Dataset records:
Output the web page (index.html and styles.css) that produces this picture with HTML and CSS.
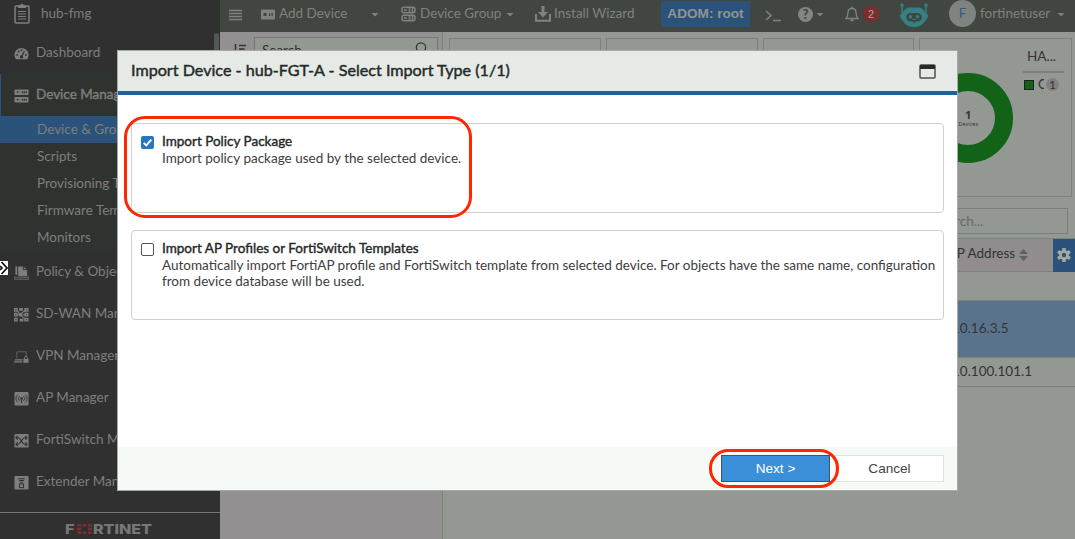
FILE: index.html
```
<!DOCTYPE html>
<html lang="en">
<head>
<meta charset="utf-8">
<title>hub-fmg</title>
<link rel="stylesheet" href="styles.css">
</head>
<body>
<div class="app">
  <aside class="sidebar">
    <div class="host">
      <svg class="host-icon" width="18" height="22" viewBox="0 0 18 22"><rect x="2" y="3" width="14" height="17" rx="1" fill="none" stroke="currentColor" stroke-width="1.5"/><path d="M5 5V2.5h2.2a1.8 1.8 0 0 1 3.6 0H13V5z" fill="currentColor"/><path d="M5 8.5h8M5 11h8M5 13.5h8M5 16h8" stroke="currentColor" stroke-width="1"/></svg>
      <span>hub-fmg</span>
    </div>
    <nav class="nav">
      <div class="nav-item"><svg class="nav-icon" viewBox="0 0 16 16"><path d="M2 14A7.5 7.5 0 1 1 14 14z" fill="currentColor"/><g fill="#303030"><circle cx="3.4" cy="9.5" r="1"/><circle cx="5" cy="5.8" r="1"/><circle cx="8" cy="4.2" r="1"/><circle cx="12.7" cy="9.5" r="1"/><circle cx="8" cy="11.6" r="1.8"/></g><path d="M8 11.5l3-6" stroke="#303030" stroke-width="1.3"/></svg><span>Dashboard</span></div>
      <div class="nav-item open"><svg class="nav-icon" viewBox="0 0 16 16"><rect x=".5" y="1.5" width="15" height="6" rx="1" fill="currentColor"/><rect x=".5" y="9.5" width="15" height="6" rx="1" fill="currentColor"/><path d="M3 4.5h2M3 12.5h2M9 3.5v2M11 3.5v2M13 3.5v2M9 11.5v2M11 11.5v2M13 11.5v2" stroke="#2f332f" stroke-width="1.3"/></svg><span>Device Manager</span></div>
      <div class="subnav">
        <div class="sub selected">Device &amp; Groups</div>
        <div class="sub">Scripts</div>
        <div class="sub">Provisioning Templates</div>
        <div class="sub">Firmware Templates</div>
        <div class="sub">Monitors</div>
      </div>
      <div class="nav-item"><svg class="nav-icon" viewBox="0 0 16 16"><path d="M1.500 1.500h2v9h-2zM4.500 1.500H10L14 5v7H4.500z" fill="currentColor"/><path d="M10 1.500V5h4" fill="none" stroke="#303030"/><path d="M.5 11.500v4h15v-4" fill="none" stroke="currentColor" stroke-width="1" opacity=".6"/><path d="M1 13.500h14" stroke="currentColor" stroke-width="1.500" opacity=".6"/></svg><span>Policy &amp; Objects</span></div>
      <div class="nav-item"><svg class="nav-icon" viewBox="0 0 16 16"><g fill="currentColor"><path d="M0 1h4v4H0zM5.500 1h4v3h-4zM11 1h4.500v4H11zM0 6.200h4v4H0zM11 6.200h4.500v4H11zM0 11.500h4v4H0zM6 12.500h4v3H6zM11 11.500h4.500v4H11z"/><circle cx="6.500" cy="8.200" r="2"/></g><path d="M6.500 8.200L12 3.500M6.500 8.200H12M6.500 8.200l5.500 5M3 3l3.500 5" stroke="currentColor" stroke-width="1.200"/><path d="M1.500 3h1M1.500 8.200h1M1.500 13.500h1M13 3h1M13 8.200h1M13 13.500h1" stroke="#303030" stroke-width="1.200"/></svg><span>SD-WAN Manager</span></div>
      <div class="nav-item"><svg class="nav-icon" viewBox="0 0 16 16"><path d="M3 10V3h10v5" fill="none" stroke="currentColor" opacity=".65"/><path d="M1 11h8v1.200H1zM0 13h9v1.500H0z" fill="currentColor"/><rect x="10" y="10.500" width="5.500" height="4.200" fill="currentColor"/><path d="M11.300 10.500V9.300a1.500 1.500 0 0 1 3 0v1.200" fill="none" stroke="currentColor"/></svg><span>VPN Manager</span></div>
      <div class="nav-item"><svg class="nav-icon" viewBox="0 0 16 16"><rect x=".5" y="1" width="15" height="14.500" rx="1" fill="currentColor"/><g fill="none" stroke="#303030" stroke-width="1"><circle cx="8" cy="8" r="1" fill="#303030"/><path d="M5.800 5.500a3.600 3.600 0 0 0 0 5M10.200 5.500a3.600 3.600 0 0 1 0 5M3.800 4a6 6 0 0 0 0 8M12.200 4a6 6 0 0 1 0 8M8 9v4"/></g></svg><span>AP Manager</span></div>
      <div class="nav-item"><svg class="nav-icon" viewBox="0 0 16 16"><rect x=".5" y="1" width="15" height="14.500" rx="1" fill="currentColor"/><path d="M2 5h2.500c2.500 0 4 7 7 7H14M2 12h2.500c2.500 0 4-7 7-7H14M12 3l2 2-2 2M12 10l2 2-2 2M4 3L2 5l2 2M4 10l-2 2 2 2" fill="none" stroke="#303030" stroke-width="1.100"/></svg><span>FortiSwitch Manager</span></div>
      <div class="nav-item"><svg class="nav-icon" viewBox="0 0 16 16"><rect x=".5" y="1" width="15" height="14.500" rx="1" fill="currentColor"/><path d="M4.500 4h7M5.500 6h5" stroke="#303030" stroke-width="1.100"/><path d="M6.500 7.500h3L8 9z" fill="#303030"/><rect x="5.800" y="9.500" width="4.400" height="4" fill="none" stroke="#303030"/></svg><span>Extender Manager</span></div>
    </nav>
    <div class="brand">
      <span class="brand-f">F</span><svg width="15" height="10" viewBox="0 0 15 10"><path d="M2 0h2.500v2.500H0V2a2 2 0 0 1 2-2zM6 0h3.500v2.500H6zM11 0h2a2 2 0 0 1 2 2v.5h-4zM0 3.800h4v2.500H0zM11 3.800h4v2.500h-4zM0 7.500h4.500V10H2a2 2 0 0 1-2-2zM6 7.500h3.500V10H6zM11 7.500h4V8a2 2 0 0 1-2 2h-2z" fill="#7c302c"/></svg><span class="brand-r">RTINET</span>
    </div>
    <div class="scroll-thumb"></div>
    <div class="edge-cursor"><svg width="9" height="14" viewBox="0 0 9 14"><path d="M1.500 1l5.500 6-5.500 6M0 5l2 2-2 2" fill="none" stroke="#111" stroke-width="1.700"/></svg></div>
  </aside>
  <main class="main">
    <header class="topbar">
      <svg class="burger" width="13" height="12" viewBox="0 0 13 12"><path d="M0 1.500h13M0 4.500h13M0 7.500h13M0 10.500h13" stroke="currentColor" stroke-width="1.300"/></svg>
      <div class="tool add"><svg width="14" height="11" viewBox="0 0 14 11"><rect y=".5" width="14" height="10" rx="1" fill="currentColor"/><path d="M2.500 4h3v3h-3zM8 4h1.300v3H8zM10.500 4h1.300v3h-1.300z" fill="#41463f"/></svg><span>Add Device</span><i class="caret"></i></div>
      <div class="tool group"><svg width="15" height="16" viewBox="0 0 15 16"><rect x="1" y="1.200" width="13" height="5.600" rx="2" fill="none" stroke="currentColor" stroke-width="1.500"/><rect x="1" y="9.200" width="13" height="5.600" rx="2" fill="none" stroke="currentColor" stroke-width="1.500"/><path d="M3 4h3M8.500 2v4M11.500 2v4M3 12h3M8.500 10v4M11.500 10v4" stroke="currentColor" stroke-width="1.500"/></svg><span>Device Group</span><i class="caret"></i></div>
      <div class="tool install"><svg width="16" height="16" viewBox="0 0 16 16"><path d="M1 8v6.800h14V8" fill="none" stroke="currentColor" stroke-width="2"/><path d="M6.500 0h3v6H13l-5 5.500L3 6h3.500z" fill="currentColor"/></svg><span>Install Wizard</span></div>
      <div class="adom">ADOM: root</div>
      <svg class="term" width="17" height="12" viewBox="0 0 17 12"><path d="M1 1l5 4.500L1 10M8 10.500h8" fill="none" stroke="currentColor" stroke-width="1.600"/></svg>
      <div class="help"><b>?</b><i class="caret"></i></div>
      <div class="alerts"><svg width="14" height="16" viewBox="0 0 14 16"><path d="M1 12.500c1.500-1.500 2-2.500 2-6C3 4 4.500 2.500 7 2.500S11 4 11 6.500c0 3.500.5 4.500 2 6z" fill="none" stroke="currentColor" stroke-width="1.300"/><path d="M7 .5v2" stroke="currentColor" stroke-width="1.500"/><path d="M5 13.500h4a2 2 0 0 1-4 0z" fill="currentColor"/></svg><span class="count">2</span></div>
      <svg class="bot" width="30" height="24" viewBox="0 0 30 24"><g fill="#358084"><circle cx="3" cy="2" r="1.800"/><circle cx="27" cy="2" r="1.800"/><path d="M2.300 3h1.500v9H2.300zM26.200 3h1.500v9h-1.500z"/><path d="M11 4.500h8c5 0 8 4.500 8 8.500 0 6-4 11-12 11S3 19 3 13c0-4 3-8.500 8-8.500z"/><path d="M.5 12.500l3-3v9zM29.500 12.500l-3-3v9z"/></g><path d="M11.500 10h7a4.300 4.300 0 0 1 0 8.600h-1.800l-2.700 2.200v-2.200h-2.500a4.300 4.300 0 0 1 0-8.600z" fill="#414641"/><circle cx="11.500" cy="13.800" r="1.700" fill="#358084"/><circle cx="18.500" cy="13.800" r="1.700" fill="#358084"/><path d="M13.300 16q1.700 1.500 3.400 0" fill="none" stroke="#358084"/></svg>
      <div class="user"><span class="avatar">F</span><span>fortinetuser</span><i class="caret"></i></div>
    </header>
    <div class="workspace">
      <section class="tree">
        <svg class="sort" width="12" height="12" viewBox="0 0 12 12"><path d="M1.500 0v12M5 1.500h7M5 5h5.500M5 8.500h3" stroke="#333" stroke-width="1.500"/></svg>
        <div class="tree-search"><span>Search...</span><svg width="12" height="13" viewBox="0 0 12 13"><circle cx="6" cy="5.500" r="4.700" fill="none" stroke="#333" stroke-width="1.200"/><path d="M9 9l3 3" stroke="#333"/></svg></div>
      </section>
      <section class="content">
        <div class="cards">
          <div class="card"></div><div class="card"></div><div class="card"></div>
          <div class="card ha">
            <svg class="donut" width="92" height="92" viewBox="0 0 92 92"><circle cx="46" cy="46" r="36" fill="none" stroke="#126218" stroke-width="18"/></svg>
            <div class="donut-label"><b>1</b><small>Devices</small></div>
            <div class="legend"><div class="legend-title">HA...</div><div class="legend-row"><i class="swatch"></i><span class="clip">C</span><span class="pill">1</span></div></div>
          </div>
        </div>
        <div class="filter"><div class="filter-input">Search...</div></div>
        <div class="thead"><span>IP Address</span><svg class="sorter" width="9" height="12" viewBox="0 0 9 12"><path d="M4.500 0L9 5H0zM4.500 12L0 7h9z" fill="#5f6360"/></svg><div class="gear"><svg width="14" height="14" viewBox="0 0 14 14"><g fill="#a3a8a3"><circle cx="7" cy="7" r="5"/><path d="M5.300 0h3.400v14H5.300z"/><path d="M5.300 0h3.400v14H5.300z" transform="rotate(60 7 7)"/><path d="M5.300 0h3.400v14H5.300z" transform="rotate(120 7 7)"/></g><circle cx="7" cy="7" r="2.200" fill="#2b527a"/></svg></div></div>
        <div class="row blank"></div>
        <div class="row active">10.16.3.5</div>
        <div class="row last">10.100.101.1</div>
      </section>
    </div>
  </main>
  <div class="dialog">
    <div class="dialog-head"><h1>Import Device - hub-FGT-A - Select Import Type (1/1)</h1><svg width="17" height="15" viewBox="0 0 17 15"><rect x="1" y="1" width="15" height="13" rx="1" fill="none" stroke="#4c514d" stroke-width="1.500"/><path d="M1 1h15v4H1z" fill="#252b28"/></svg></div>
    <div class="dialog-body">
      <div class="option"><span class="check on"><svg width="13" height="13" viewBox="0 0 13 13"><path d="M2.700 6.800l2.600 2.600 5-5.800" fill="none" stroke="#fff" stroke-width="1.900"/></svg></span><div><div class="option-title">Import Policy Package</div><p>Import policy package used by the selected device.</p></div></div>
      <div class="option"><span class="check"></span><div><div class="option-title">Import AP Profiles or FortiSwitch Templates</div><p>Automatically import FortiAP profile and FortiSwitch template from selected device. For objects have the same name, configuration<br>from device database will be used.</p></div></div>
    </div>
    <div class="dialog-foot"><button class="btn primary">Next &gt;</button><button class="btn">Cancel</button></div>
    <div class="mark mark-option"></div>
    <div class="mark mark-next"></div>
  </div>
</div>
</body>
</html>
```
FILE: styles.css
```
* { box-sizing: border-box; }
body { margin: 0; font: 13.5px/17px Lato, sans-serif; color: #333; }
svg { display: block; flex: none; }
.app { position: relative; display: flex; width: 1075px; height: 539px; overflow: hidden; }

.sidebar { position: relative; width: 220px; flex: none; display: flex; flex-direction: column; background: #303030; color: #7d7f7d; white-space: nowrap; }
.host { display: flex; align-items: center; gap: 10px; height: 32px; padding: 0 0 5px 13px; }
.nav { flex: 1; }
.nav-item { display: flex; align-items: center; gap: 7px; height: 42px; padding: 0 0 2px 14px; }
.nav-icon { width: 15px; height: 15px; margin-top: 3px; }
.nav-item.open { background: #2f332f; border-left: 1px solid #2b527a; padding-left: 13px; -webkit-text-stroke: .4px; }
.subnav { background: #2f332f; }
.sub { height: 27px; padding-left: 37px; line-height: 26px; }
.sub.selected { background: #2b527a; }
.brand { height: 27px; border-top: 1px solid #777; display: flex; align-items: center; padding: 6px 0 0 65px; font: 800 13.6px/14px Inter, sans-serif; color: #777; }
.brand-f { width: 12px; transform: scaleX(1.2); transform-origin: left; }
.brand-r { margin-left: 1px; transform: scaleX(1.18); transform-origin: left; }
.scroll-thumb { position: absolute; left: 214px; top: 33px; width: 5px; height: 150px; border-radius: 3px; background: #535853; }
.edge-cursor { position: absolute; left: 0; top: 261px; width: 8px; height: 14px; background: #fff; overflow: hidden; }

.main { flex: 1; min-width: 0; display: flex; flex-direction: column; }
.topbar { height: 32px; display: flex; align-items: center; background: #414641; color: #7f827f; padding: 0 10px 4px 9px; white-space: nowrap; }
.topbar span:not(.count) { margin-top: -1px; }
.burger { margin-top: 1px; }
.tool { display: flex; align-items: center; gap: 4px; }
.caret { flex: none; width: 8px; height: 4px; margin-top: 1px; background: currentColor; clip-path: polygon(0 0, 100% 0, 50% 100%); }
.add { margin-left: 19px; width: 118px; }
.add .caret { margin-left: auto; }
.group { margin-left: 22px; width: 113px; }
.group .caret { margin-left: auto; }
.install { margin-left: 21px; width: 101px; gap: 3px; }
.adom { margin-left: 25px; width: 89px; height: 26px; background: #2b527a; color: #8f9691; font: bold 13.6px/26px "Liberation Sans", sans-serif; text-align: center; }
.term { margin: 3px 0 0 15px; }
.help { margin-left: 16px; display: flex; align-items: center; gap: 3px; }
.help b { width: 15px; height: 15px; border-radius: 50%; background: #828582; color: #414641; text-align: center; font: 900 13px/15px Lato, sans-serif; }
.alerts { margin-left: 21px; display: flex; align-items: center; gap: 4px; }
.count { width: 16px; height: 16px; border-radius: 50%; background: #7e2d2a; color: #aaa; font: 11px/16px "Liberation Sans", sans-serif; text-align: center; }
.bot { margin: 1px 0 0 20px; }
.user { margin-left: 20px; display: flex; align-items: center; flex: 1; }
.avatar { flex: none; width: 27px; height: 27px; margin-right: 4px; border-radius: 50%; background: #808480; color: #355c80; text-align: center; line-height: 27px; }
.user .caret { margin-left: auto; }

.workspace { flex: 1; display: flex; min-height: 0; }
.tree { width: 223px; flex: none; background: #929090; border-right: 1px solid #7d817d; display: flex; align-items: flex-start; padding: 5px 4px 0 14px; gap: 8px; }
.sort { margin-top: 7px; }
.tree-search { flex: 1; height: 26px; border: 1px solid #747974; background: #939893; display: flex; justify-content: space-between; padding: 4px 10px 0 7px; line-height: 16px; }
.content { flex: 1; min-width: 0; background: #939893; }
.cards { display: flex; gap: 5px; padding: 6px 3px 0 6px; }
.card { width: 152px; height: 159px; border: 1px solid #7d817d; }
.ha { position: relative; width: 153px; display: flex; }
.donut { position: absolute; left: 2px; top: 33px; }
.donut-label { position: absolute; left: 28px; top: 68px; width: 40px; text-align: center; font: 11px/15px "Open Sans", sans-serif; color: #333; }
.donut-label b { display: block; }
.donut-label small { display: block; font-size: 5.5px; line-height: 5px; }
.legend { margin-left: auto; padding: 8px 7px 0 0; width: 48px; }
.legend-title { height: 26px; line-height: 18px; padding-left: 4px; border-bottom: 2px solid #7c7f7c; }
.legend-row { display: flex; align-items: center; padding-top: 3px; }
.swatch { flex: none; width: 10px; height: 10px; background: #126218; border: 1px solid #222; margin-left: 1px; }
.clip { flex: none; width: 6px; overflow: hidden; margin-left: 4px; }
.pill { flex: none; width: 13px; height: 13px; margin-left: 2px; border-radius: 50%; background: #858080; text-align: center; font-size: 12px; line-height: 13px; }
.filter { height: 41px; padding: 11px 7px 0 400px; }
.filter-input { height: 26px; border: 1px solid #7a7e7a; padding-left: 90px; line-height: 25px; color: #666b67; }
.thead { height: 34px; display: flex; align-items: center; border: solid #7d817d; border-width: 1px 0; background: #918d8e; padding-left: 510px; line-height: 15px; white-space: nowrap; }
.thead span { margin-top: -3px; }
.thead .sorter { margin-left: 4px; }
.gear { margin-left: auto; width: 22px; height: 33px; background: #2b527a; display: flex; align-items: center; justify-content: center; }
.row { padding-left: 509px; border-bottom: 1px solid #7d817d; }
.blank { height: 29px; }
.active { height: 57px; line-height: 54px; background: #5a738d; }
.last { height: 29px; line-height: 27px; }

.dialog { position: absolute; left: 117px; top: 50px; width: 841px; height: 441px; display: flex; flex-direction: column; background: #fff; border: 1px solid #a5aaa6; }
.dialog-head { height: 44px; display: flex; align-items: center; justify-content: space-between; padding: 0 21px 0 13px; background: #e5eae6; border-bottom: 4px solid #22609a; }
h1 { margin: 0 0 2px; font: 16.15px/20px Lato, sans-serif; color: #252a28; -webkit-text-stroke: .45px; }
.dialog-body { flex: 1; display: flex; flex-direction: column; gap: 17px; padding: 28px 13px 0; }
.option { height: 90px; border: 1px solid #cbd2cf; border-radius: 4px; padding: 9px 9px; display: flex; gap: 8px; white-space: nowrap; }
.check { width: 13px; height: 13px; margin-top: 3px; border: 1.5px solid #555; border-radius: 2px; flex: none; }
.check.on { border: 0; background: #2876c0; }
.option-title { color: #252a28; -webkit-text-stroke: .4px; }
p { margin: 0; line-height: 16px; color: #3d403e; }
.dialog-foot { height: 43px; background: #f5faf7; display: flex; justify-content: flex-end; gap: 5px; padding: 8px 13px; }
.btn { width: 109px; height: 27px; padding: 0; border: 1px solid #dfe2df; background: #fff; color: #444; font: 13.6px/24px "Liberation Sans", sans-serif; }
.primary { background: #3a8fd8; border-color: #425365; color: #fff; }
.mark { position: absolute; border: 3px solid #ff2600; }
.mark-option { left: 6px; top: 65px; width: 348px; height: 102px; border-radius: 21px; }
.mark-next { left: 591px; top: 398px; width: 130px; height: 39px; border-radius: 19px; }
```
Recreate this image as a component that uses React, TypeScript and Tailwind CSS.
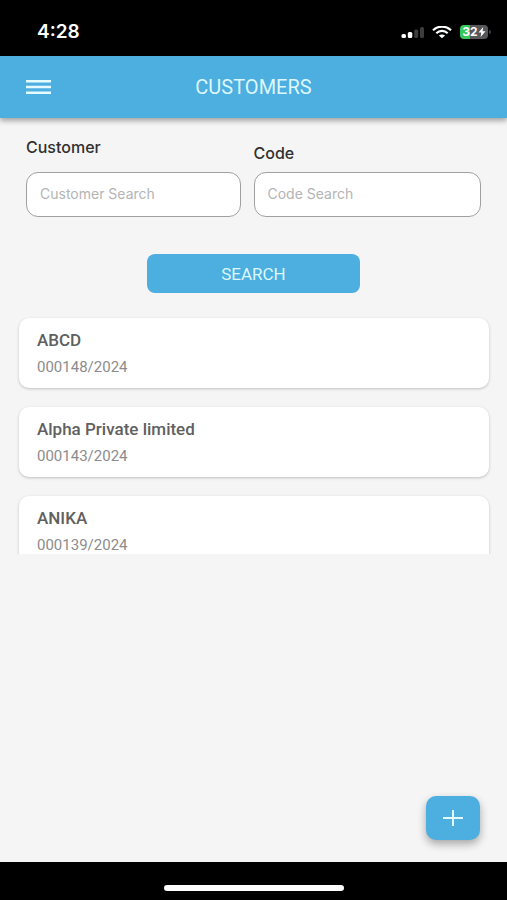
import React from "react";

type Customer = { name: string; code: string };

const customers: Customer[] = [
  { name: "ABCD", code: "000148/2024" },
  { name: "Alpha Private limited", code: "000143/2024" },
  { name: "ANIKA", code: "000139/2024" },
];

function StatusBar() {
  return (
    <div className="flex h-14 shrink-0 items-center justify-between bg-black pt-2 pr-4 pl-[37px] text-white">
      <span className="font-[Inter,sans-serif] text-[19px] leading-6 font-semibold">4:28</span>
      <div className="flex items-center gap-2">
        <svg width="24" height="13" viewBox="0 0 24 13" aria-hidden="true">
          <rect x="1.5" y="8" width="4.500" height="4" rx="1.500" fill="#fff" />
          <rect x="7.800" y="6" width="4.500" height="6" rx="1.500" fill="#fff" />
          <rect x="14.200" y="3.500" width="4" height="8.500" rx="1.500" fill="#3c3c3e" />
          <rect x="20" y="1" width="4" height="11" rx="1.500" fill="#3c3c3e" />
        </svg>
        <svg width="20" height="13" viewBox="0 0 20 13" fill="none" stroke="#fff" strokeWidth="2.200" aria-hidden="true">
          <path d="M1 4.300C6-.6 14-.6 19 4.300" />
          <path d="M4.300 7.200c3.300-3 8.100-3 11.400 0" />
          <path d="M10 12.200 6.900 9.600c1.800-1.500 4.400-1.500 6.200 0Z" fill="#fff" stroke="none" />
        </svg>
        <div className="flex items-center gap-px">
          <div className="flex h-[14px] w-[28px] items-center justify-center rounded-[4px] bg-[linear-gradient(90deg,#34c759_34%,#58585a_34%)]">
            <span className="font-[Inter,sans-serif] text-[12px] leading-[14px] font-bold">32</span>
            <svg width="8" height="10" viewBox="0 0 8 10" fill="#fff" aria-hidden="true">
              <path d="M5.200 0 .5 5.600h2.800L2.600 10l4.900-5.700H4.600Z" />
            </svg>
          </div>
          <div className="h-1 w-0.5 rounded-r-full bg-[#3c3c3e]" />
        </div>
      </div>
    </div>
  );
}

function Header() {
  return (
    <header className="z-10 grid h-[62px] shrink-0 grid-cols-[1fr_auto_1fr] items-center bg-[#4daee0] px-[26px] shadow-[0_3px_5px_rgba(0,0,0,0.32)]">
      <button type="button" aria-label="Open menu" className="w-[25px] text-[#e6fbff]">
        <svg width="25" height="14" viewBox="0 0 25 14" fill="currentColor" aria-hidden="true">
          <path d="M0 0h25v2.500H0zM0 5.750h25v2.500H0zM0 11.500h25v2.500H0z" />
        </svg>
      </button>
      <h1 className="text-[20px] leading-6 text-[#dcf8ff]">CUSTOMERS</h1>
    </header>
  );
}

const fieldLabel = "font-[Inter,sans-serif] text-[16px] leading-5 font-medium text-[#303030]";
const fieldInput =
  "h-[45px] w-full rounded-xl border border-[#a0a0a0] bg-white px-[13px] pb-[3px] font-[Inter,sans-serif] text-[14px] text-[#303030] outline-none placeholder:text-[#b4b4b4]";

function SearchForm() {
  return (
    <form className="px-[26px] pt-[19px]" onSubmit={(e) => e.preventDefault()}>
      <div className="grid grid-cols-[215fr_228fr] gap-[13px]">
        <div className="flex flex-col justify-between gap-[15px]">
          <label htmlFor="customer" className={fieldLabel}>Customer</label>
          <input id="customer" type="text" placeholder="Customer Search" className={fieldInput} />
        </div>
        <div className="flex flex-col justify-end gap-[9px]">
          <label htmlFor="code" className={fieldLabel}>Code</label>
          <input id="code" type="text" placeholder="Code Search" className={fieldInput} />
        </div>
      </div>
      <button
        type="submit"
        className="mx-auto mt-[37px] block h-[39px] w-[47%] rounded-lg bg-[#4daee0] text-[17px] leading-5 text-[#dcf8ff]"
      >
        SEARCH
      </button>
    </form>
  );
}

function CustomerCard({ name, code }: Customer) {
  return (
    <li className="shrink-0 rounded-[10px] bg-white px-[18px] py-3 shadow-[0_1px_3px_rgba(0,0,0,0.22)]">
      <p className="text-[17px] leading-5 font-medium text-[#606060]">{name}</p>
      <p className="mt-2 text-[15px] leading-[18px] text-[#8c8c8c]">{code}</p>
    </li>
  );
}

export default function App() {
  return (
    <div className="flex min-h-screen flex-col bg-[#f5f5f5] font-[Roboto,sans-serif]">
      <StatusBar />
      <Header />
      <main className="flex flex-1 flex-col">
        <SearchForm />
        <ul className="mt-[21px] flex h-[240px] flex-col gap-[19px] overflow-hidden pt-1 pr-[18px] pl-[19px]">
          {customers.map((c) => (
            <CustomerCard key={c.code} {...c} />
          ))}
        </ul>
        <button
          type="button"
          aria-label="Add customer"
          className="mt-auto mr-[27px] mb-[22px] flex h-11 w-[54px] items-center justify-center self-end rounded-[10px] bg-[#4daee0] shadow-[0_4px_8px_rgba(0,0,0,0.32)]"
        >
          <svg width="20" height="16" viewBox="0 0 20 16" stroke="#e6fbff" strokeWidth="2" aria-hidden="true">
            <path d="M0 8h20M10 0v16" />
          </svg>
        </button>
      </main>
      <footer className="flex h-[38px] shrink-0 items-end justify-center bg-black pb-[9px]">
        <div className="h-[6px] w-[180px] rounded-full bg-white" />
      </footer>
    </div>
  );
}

### SHORT PROBLEM
Check each line above for the string "styles" and report how many lines have it, giving only the number.

### CORRECT ANSWER
3